Drinking their entirety
To find a poem at the bottom
Of my red bucket
My belly feels too full
June 26 – Thinking Sometimes I think If I think enough Something good will happen As if the bad was thought too hard–– ––it broke, and the pieces washed away Usually I think I know the difference Between anxiety and my gut Which is lying and which is true But then, I start thinking And I think about What others think about In the car, out the window When they think they’re alone
June 29 – Happy Returns I dip into this place with my fingers Seaweed tendrils Between the periwinkles I lick my skin clean I can feel the layers Of all summers spent here They cradle me I’m ready to grow tired of myself Of my lumps and roughness Left uncovered By the rocks I’m ready to watch the sky and Her big, wide mirror All her lumps and roughness Mocking mine
Caution Tape (Post-June) I handle myself Like I’m so damn fragile We don’t want to make a mess Do we?
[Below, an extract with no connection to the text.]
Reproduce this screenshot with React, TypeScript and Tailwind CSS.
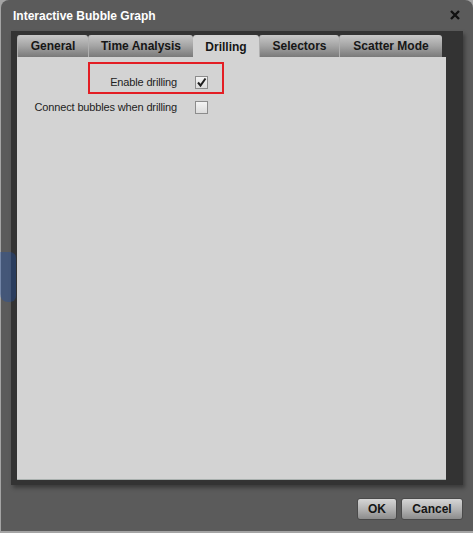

Don’t open that here Let’s wait till we get home Heaven forbid it leaks Or stains Your nice shirt Stop Running away Through the legs of strangers Tell them your name And your age Hold up fingers if you can’t count Maybe they’ll be kinder Stop Smearing finger-paints of broken landscapes All over living room walls Wash that off Let’s hope your eyes hold enough water And why is your bed a mess And why are your lips beneath the pillow Gross Did you tear them off again?